也許年齡的關系,我越來越覺得,較之川端康成村上春樹,較之日本文學外國文學以至所有文學,甚至較之講臺、課堂和大學校園,我衷心熱愛的好像更是土、土地、泥土。還有比泥土、土地、土更神奇的嗎?你看,千姿百態(tài)的樹、五顏六色的花、大大小小的瓜、長長短短的豆——你我賴以活命的五谷就更不用說了——哪一樣哪一種不是土里長出來的?只要有了土,加上水和空氣,其他概不需要。不需要饒舌的廣播,不需要媚俗的電視,不需要自作聰明的iphone、ipad……
然而,幾年連續(xù)回鄉(xiāng),我驚訝地發(fā)現(xiàn)為數(shù)不少的農人不再熱愛土地。一如教師不再熱愛課堂,翻譯家不再熱愛外國文學,烹調師不再熱愛廚房,理發(fā)師不再熱愛頭發(fā)和發(fā)型,少婦不再熱愛出國求學的丈夫……不不,問題比這嚴重得多、深刻得多,也危險得多。
我熱愛的故鄉(xiāng)小鎮(zhèn),雖說是鎮(zhèn),不過是人口集中些的村莊——農民并沒有像鄉(xiāng)長變鎮(zhèn)長那樣變成鎮(zhèn)民,亦沒有像縣長變市長那樣變?yōu)槭忻?。但若說毫無變化也不對。變化之一,即是這里的一些農民不再熱愛土地。那么熱愛什么呢?拆遷!一門心思盼望拆遷,望眼欲穿,“拆”心似箭。每次回鄉(xiāng)都聽到拆遷傳聞。一有風吹草動,人們便喜上眉梢,奔走相告。無他,蓋因拆遷可以得到補償。

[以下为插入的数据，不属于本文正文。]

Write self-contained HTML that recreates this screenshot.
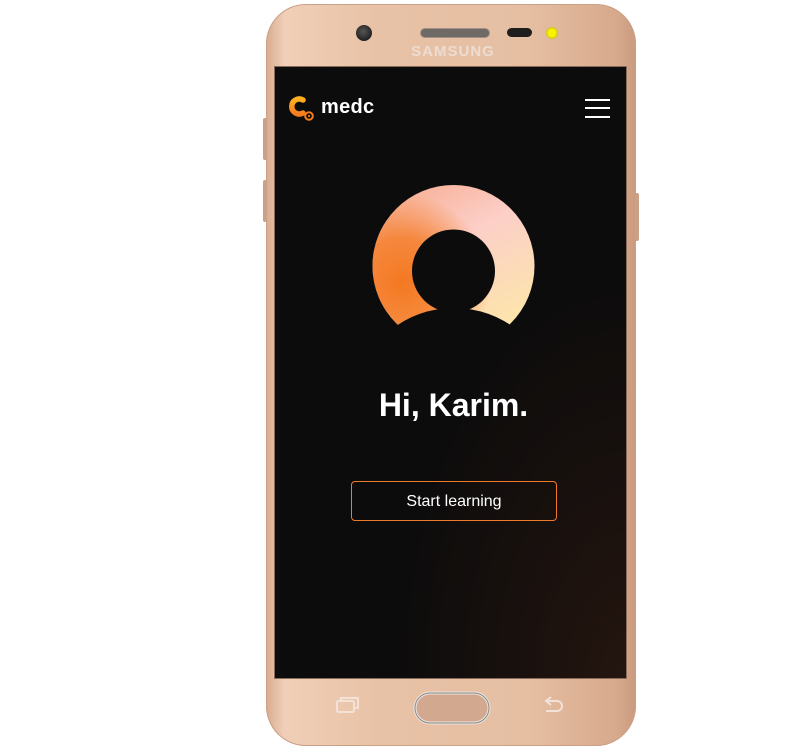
<!DOCTYPE html>
<html><head><meta charset="utf-8"><style>
html,body{margin:0;padding:0;background:#fff;width:789px;height:751px;overflow:hidden;font-family:"Liberation Sans",sans-serif}
.abs{position:absolute}
</style></head><body>
<div class="abs" style="left:266px;top:4px;width:370px;height:742px;border-radius:40px;background:linear-gradient(90deg,#d9ab8e 0%,#f0cfb8 5%,#e8c2a6 30%,#e6bfa3 70%,#d7a98c 95%,#c99a7e 100%);box-shadow:inset 0 0 0 1px #caa186"></div>
<div class="abs" style="left:263px;top:118px;width:4px;height:42px;background:#caa086;border-radius:2px"></div>
<div class="abs" style="left:263px;top:180px;width:4px;height:42px;background:#caa086;border-radius:2px"></div>
<div class="abs" style="left:635px;top:193px;width:4px;height:48px;background:#caa086;border-radius:2px"></div>
<div class="abs" style="left:356px;top:25px;width:16px;height:16px;border-radius:50%;background:radial-gradient(circle at 45% 40%,#555,#222 70%)"></div>
<div class="abs" style="left:421px;top:29px;width:68px;height:8px;border-radius:4px;background:#6f6a66;box-shadow:0 0 0 1px #a09088"></div>
<div class="abs" style="left:507px;top:28px;width:25px;height:9px;border-radius:5px;background:#1e1e1e"></div>
<div class="abs" style="left:546px;top:27px;width:12px;height:12px;border-radius:50%;background:radial-gradient(circle,#f8f400 40%,#b6a030 90%)"></div>
<div class="abs" style="left:405px;top:43px;width:96px;text-align:center;color:#ecdcd2;font-weight:bold;font-size:15px;letter-spacing:1px">SAMSUNG</div>
<div class="abs" style="left:275px;top:67px;width:351px;height:611px;background:radial-gradient(ellipse at 100% 100%,#24150f 0%,#0d0c0c 45%,#0c0c0c 100%);box-shadow:0 0 0 1px #8a6a58"></div>
<svg class="abs" style="left:287px;top:94px" width="30" height="28" viewBox="0 0 30 28">
<defs><linearGradient id="lg" x1="0" y1="0" x2="0" y2="1"><stop offset="0" stop-color="#ffb020"/><stop offset="1" stop-color="#f57c1f"/></linearGradient></defs>
<path d="M16 6 A7.5 7.5 0 1 0 16 19" fill="none" stroke="url(#lg)" stroke-width="5.5" stroke-linecap="round"/>
<circle cx="22" cy="22" r="3.8" fill="none" stroke="#f57c1f" stroke-width="2"/>
<circle cx="22" cy="22" r="1.1" fill="#f57c1f"/>
</svg>
<div class="abs" style="left:321px;top:96px;color:#fff;font-weight:bold;font-size:20px;letter-spacing:0.3px">medc</div>
<div class="abs" style="left:585px;top:99px;width:25px;height:2px;background:#fff"></div>
<div class="abs" style="left:585px;top:107px;width:25px;height:2px;background:#fff"></div>
<div class="abs" style="left:585px;top:116px;width:25px;height:2px;background:#fff"></div>
<svg class="abs" style="left:360px;top:175px" width="190" height="165" viewBox="360 175 190 165">
<defs>
<radialGradient id="g1" cx="0.18" cy="0.6" r="0.55"><stop offset="0" stop-color="#f47820"/><stop offset="0.5" stop-color="#f47820" stop-opacity="0.8"/><stop offset="1" stop-color="#f47820" stop-opacity="0"/></radialGradient>
<linearGradient id="g2" x1="0.3" y1="0" x2="0.8" y2="1"><stop offset="0" stop-color="#f8b39a"/><stop offset="0.35" stop-color="#fccfc8"/><stop offset="1" stop-color="#fde9a6"/></linearGradient>
<clipPath id="c"><rect x="360" y="175" width="190" height="153"/></clipPath>
</defs>
<g clip-path="url(#c)">
<circle cx="453.5" cy="266" r="81" fill="url(#g2)"/>
<circle cx="453.5" cy="266" r="81" fill="url(#g1)"/>
</g>
<circle cx="453.5" cy="271" r="41.5" fill="#0c0c0c"/>
<ellipse cx="454" cy="385" rx="90" ry="77" fill="#0c0c0c"/>
</svg>
<div class="abs" style="left:275px;top:387px;width:357px;text-align:center;color:#fff;font-weight:bold;font-size:32px">Hi, Karim.</div>
<div class="abs" style="left:351px;top:481px;width:204px;height:38px;border:1px solid #f07a2c;border-radius:4px;color:#fff;font-size:16px;text-align:center;line-height:40px">Start learning</div>
<svg class="abs" style="left:330px;top:688px" width="240" height="40" viewBox="0 0 240 40">
<rect x="7" y="13" width="17" height="11" rx="1.5" fill="none" stroke="#f2e2d8" stroke-width="2"/>
<path d="M11 13 V10 H28 V20 H24" fill="none" stroke="#f2e2d8" stroke-width="2"/>
<rect x="85" y="5" width="74" height="30" rx="15" fill="#d2a98f" stroke="#e9e5e2" stroke-width="3"/>
<rect x="85" y="5" width="74" height="30" rx="15" fill="none" stroke="#8d8580" stroke-width="1"/>
<path d="M217 13 H227 A5 5 0 0 1 227 23 H216" fill="none" stroke="#f2e2d8" stroke-width="2"/>
<path d="M221 9 L216 13 L221 17" fill="none" stroke="#f2e2d8" stroke-width="2"/>
</svg>
</body></html>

幾次傳聞以傳聞告終之后,人們開始變得氣急敗壞,愈發(fā)粗暴地對待土地,似乎拿地出氣。連住房周圍也開始使用除草劑,什么“百草枯”什么“見綠殺”,光聽名字就讓人不寒而栗。路邊、田邊甚至籬笆外的草都蔫了,黃了,枯了,看著讓人心頭泛起難以言喻的痛楚。太殘酷了!那樣的地方長點兒草有什么不好?何必用“百草枯”?夏天沒有綠色還叫夏天嗎?何必用“見綠殺”?古人用“野火燒不盡,春風吹又生”形容草的生命力頑強,可是,再頑強的草也抵不住這類農藥。有的噴灑下去,三年寸草不生——三度春風吹不生!作為農人怎么可以這樣對待土地?為了得拆遷或土地征用補償,情愿失去哺育他們的田園。說極端些,簡直成了土地、田園的出賣者、叛徒!
寫到這里,我不能不想起一九九三年去世的祖父。祖父生前一直住在小山溝的茅草房里。房子西邊的山坡就是他的宅基地和責任田。坡地,土質不好,是小山村最瘠薄的地塊??墒亲娓甘嵌嗝礋釔勰菈K地??!我時常看見他一邊鋤地一邊把石子撿起扔到籬笆根。久而久之,籬笆根下整齊地堆了一排石子。開句并非玩笑的玩笑,他甚至舍不得在外頭撒尿,憋回來撒在自家坡地的果樹下。我猜想,沒準他疼愛那塊地超過疼愛我們這幾個孫子。有一年在縣城工作的叔父把他接到城里養(yǎng)老,他住了不到半年就回來了?!俺抢锏乃嗟啬氖悄喟?,混凝土哪是土啊,干巴巴硬邦邦的,只生灰不生菜,只長垃圾不長莊稼,我可受不了!”祖父指著腳下對我說,“你看,這才叫土,這才叫地,早上看看菜葉樹葉長多大了,晚上鋤鋤草灑灑水,比什么都好!”直到八十歲了,祖父還守著那塊地整天忙這忙那。我知道,那塊地是他生命的憑依,是他快樂的根據(jù),是他精神的寄托,是他的愛。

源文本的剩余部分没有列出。